I was a poor intern. In 2012 I worked for four weeks* at the New Statesman’s former offices near Blackfriars Bridge. Every day I would leave a little early and walk across the river to my evening job – serving overpriced cocktails in a theatre bar. It was exhausting. Most weeks I didn’t work Sundays – I did laundry, what joy – but some weeks I worked the afternoon matinee because I was skint and the theatre paid double time, meaning I had worked every day of the week. My friends all told me how lucky I was.
One evening in the middle of winter I was walking over Blackfriars Bridge when a black shadow flashed in front of my eyes. I looked up and saw a horrified woman looking in my direction.

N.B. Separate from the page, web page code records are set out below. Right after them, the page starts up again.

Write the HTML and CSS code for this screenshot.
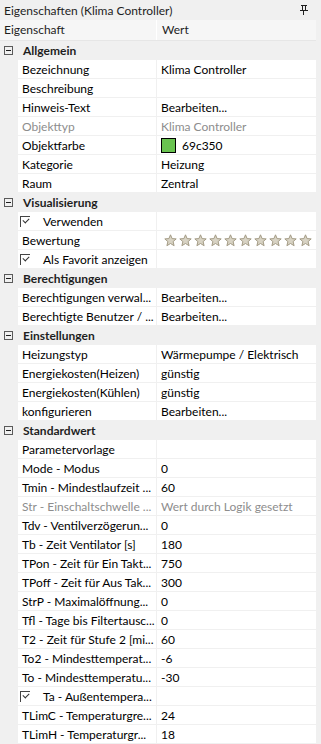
FILE: index.html
```html
<!DOCTYPE html>
<html lang="de">

<head>
  <meta charset="UTF-8">
  <meta name="viewport" content="width=device-width, initial-scale=1.0">
  <title>Eigenschaften</title>
  <link rel="stylesheet" href="styles.css">
</head>

<body>
  <div class="panel">
    <div class="titlebar">
      <span>Eigenschaften (Klima Controller)</span>
      <svg class="pin" width="8" height="10" viewBox="0 0 8 10">
        <rect x="1" y="0" width="6" height="1" fill="#1e1e1e" />
        <rect x="2" y="1" width="1" height="5" fill="#1e1e1e" />
        <rect x="5" y="1" width="1" height="5" fill="#1e1e1e" />
        <rect x="0" y="5" width="8" height="1" fill="#1e1e1e" />
        <rect x="3" y="6" width="1" height="4" fill="#1e1e1e" />
      </svg>
    </div>

    <div class="header">
      <div class="h-name">Eigenschaft</div>
      <div class="h-value">Wert</div>
    </div>

    <!-- Allgemein -->
    <div class="cat"><span class="minus"></span>Allgemein</div>
    <div class="row"><div class="name">Bezeichnung</div><div class="value">Klima Controller</div></div>
    <div class="row"><div class="name">Beschreibung</div><div class="value"></div></div>
    <div class="row"><div class="name">Hinweis-Text</div><div class="value">Bearbeiten...</div></div>
    <div class="row off"><div class="name">Objekttyp</div><div class="value">Klima Controller</div></div>
    <div class="row"><div class="name">Objektfarbe</div><div class="value"><span class="swatch"></span>69c350</div></div>
    <div class="row"><div class="name">Kategorie</div><div class="value">Heizung</div></div>
    <div class="row"><div class="name">Raum</div><div class="value">Zentral</div></div>

    <!-- Visualisierung -->
    <div class="cat"><span class="minus"></span>Visualisierung</div>
    <div class="row"><div class="name"><span class="check"></span>Verwenden</div><div class="value"></div></div>
    <div class="row">
      <div class="name">Bewertung</div>
      <div class="value stars" id="stars"></div>
    </div>
    <div class="row"><div class="name"><span class="check"></span>Als Favorit anzeigen</div><div class="value"></div></div>

    <!-- Berechtigungen -->
    <div class="cat"><span class="minus"></span>Berechtigungen</div>
    <div class="row"><div class="name">Berechtigungen verwal...</div><div class="value">Bearbeiten...</div></div>
    <div class="row"><div class="name">Berechtigte Benutzer / ...</div><div class="value">Bearbeiten...</div></div>

    <!-- Einstellungen -->
    <div class="cat"><span class="minus"></span>Einstellungen</div>
    <div class="row"><div class="name">Heizungstyp</div><div class="value">Wärmepumpe / Elektrisch</div></div>
    <div class="row"><div class="name">Energiekosten(Heizen)</div><div class="value">günstig</div></div>
    <div class="row"><div class="name">Energiekosten(Kühlen)</div><div class="value">günstig</div></div>
    <div class="row"><div class="name">konfigurieren</div><div class="value">Bearbeiten...</div></div>

    <!-- Standardwert -->
    <div class="cat"><span class="minus"></span>Standardwert</div>
    <div class="row"><div class="name">Parametervorlage</div><div class="value"></div></div>
    <div class="row"><div class="name">Mode - Modus</div><div class="value">0</div></div>
    <div class="row"><div class="name">Tmin - Mindestlaufzeit ...</div><div class="value">60</div></div>
    <div class="row off"><div class="name">Str - Einschaltschwelle ...</div><div class="value">Wert durch Logik gesetzt</div></div>
    <div class="row"><div class="name">Tdv - Ventilverzögerun...</div><div class="value">0</div></div>
    <div class="row"><div class="name">Tb - Zeit Ventilator [s]</div><div class="value">180</div></div>
    <div class="row"><div class="name">TPon - Zeit für Ein Takt...</div><div class="value">750</div></div>
    <div class="row"><div class="name">TPoff - Zeit für Aus Tak...</div><div class="value">300</div></div>
    <div class="row"><div class="name">StrP - Maximalöffnung...</div><div class="value">0</div></div>
    <div class="row"><div class="name">Tfl - Tage bis Filtertausc...</div><div class="value">0</div></div>
    <div class="row"><div class="name">T2 - Zeit für Stufe 2 [mi...</div><div class="value">60</div></div>
    <div class="row"><div class="name">To2 - Mindesttemperat...</div><div class="value">-6</div></div>
    <div class="row"><div class="name">To - Mindesttemperatu...</div><div class="value">-30</div></div>
    <div class="row"><div class="name"><span class="check"></span>Ta - Außentempera...</div><div class="value"></div></div>
    <div class="row"><div class="name">TLimC - Temperaturgre...</div><div class="value">24</div></div>
    <div class="row"><div class="name">TLimH - Temperaturgr...</div><div class="value">18</div></div>
  </div>

  <script>
    document.addEventListener("DOMContentLoaded", function () {
      var STAR_COUNT = 10;
      var starSvg = '<svg width="13" height="13" viewBox="0 0 13 13">' +
        '<polygon points="6.5,0.8 8.1,4.6 12.2,4.9 9.1,7.6 10.1,11.7 6.5,9.5 2.9,11.7 3.9,7.6 0.8,4.9 4.9,4.6" ' +
        'fill="#d8d3c4" stroke="#a39b85" stroke-width="1" /></svg>';

      // Sterne fuer die Bewertung erzeugen
      var html = '';
      for (var i = 0; i < STAR_COUNT; i++) {
        html += starSvg;
      }
      document.getElementById('stars').innerHTML = html;
    })
  </script>
</body>

</html>
```
FILE: styles.css
```css
* {
  box-sizing: border-box;
}

html,
body {
  width: 100%;
  height: 100%;
  margin: 0;
}

body {
  font-family: Lato, "Noto Sans", sans-serif;
  font-size: 12px;
  color: #000;
  background-color: #f0f0f0;
}

.panel {
  width: 100%;
  overflow: hidden;
}

.titlebar {
  display: flex;
  align-items: center;
  justify-content: space-between;
  height: 20px;
  padding: 0 13px 0 4px;
  color: #1e1e1e;
}

.pin {
  display: block;
}

.header {
  display: flex;
  height: 21px;
  margin-right: 5px;
  background-color: #f6f6f6;
  border-bottom: 1px solid #e6e6e6;
  color: #1e1e1e;
}

.h-name {
  width: 157px;
  padding-left: 4px;
  line-height: 20px;
  border-right: 1px solid #fff;
}

.h-value {
  flex: 1;
  padding-left: 5px;
  line-height: 20px;
}

.cat {
  display: flex;
  align-items: center;
  height: 19px;
  padding-left: 4px;
  font-weight: bold;
  color: #1e1e1e;
}

.minus {
  position: relative;
  width: 9px;
  height: 9px;
  margin-right: 10px;
  border: 1px solid #5a5a5a;
}

.minus::after {
  content: "";
  position: absolute;
  left: 1px;
  top: 3px;
  width: 5px;
  height: 1px;
  background-color: #1e1e1e;
}

.row {
  display: flex;
  height: 19px;
  margin-left: 18px;
  margin-right: 5px;
  border-bottom: 1px solid #f0f0f0;
  background-color: #fff;
}

.name {
  display: flex;
  align-items: center;
  width: 139px;
  padding-left: 4px;
  white-space: nowrap;
  overflow: hidden;
  border-right: 1px solid #f0f0f0;
}

.value {
  display: flex;
  align-items: center;
  flex: 1;
  padding-left: 4px;
  white-space: nowrap;
  overflow: hidden;
}

.off .name,
.off .value {
  color: #8d8d8d;
}

.swatch {
  width: 15px;
  height: 15px;
  margin-right: 6px;
  background-color: #69c350;
  border: 1px solid #000;
}

.check {
  position: relative;
  width: 10px;
  height: 11px;
  margin: 0 13px 0 -2px;
  border-left: 1px solid #444;
  border-top: 1px solid #444;
}

.check::after {
  content: "";
  position: absolute;
  left: 2px;
  top: 1px;
  width: 5px;
  height: 3px;
  border-left: 1px solid #333;
  border-bottom: 1px solid #333;
  transform: rotate(-45deg);
}

.stars {
  gap: 2px;
  padding-left: 7px;
}

.stars svg {
  display: block;
}
```
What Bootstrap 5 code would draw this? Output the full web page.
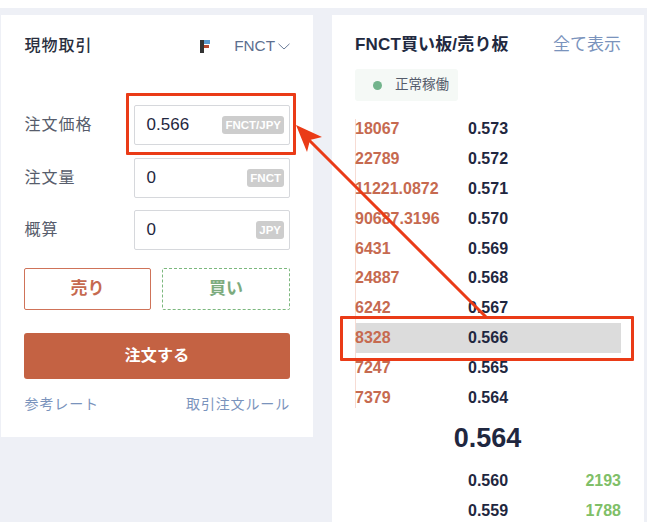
<!DOCTYPE html>
<html lang="ja">
<head>
<meta charset="utf-8">
<link href="https://cdn.jsdelivr.net/npm/bootstrap@5.3.0/dist/css/bootstrap.min.css" rel="stylesheet">
<style>
html,body{margin:0;height:522px;overflow:hidden;background:#fff}
body{font-family:"Liberation Sans","Noto Sans CJK JP",sans-serif;color:#1f2740}
.shot{position:relative;width:654px;height:522px;padding-top:8px}
.stage{width:647px;height:514px;background:#eef0f6;padding:7px 3px 0 1px;gap:19px;overflow:hidden}
.panel-l{width:312px;height:422px;background:#fff;padding:22px 23px 0 23px;flex:none}
.panel-r{width:312px;height:520px;background:#fff;padding:20px 23px 0 23px;flex:none}
.top-l{margin-bottom:50px}
.ttl{font-size:16px;font-weight:500;line-height:18px;height:18px;color:#2a2f3e;letter-spacing:1px;padding-left:.6px}
.pair{font-size:15.3px;color:#5d6f8f;line-height:18px}
.coin{margin-right:24px}
.caret{margin-left:3px}
.frow{height:40px;margin-bottom:12.5px}
.flabel{width:110px;font-size:16px;color:#575d6c;letter-spacing:1px;padding-left:.6px}
.fbox{flex:1;height:40px;border:1px solid #d6d8dc;border-radius:2px;padding:0 5px 0 11.6px;font-size:17px;color:#1f2740}
.unit{background:#cdcdcd;color:#fff;font-size:11.5px;font-weight:700;border-radius:3px;line-height:18px;padding:0 3px}
.choice{margin-top:18px}
.side{height:42px;font-size:17px;font-weight:700;border-radius:2px;padding:0}
.side-sell{width:127px;border:1px solid #cf7359;color:#c66a50}
.side-buy{width:128px;border:1px dashed #7cb87e;color:#7cab7e}
.submit{height:46px;margin-top:23px;background:#c46243;color:#fff;font-size:16px;font-weight:700;border-radius:3px;border:0;padding:0;width:100%;letter-spacing:.3px}
.foot{margin-top:16px;font-size:14px;line-height:18px;color:#7a93bc;letter-spacing:.85px;padding-left:.6px}
.heading{font-size:17px;font-weight:700;line-height:20px;color:#22293f;letter-spacing:.15px}
.all{font-size:17px;line-height:20px;color:#7a93bc}
.status{width:103px;height:32px;margin-top:14px;margin-bottom:13px;background:#f5f9f6;border-radius:3px;font-size:13.5px;color:#555c6b;padding-left:18px}
.dot{width:9px;height:9px;border-radius:50%;background:#72b48c;margin-right:13px}
.book{font-size:16px;font-weight:700}
.asks{position:relative}
.asks::before{content:"";position:absolute;left:0;top:5px;bottom:5px;width:1px;background:#f7dcd4}
.lvl{height:29.9px;line-height:29.9px}
.qty{width:113px;color:#c66a50;flex:none;position:relative}
.px{color:#1f2740}
.hot{background:#dcdcdc}
.last{font-size:27px;font-weight:700;text-align:center;line-height:32px;margin:9px 0 12px;padding-right:1px}
.vol{margin-left:auto;color:#7fbf68}
.spot{position:absolute;border:3px solid #ea3b17;border-radius:1px}
.spot-a{left:126px;top:93px;width:170px;height:62px}
.spot-b{left:340px;top:316px;width:294px;height:45px}
.pointer{position:absolute;left:0;top:0;pointer-events:none}
</style>
</head>
<body>
<div class="shot">
  <div class="stage d-flex">
    <div class="panel-l">
      <div class="d-flex align-items-center justify-content-between top-l">
        <div class="ttl">現物取引</div>
        <div class="d-flex align-items-center pair">
          <svg class="coin" width="10" height="13" viewBox="0 0 10 13"><rect x="0" y="0" width="4" height="13" fill="#333"/><rect x="4" y="0" width="6" height="4" fill="#5b9bd0"/><rect x="4" y="5" width="5" height="3" fill="#b5482f"/></svg>
          <span>FNCT</span>
          <svg class="caret" width="12" height="7" viewBox="0 0 12 7"><path d="M.5.8 6 6 11.5.8" fill="none" stroke="#6b7c99" stroke-width="1"/></svg>
        </div>
      </div>
      <div class="d-flex align-items-center frow"><div class="flabel">注文価格</div><div class="fbox d-flex align-items-center justify-content-between"><span>0.566</span><span class="unit">FNCT/JPY</span></div></div>
      <div class="d-flex align-items-center frow"><div class="flabel">注文量</div><div class="fbox d-flex align-items-center justify-content-between"><span>0</span><span class="unit">FNCT</span></div></div>
      <div class="d-flex align-items-center frow"><div class="flabel">概算</div><div class="fbox d-flex align-items-center justify-content-between"><span>0</span><span class="unit">JPY</span></div></div>
      <div class="d-flex justify-content-between choice">
        <button class="btn side side-sell">売り</button>
        <button class="btn side side-buy">買い</button>
      </div>
      <button class="btn submit">注文する</button>
      <div class="d-flex justify-content-between foot"><span>参考レート</span><span>取引注文ルール</span></div>
    </div>
    <div class="panel-r">
      <div class="d-flex justify-content-between align-items-center"><div class="heading">FNCT買い板/売り板</div><div class="all">全て表示</div></div>
      <div class="status d-flex align-items-center"><span class="dot"></span><span>正常稼働</span></div>
      <div class="book">
        <div class="asks">
        <div class="d-flex lvl"><span class="qty">18067</span><span class="px">0.573</span></div>
        <div class="d-flex lvl"><span class="qty">22789</span><span class="px">0.572</span></div>
        <div class="d-flex lvl"><span class="qty">11221.0872</span><span class="px">0.571</span></div>
        <div class="d-flex lvl"><span class="qty">90687.3196</span><span class="px">0.570</span></div>
        <div class="d-flex lvl"><span class="qty">6431</span><span class="px">0.569</span></div>
        <div class="d-flex lvl"><span class="qty">24887</span><span class="px">0.568</span></div>
        <div class="d-flex lvl"><span class="qty">6242</span><span class="px">0.567</span></div>
        <div class="d-flex lvl hot"><span class="qty">8328</span><span class="px">0.566</span></div>
        <div class="d-flex lvl"><span class="qty">7247</span><span class="px">0.565</span></div>
        <div class="d-flex lvl"><span class="qty">7379</span><span class="px">0.564</span></div>
        </div>
        <div class="last">0.564</div>
        <div class="d-flex lvl"><span class="qty"></span><span class="px">0.560</span><span class="vol">2193</span></div>
        <div class="d-flex lvl"><span class="qty"></span><span class="px">0.559</span><span class="vol">1788</span></div>
      </div>
    </div>
  </div>
  <div class="spot spot-a"></div>
  <div class="spot spot-b"></div>
  <svg class="pointer" width="654" height="522" viewBox="0 0 654 522"><path d="M486 317 308 139" fill="none" stroke="#ea3b17" stroke-width="3"/><path d="M296 125 322 137 310 140 307 152Z" fill="#ea3b17"/></svg>
</div>
</body>
</html>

“Did someone just jump off the bridge?” I asked.
“Yes,” she said.
We both peered over the edge. Maybe the jumper was an intern, I thought, watching a man around my age bobbing in the water. It’s a tough life. (A police boat pulled him out less than a minute later – he appeared, at least physically, intact).
It’s always been tough. In The Physiology of the Employee (1841) – a pamphlet-length essay on the misery of bureaucracy – the French novelist Honoré de Balzac wrote: “An intern is to the Civil Service what a choirboy is to the Church, or what an army child is to his Regiment, or what rats and sidekicks are to Theatres: innocent, gullible, and blinded by illusions”.
It was a world he knew well: a world of endless copying, traduced ambition and waste. After graduating from the Sorbonne, Balzac interned at a Paris law firm. He spent three years “training” under Victor Passez – a family friend – but quit in 1819, cranky, depressed, with the intention of becoming a writer (Balzac never tired of poorly conceived get-rich-quick schemes – he attempted to set up a publishing company and wanted to grow pineapples in vast greenhouses to export en masse).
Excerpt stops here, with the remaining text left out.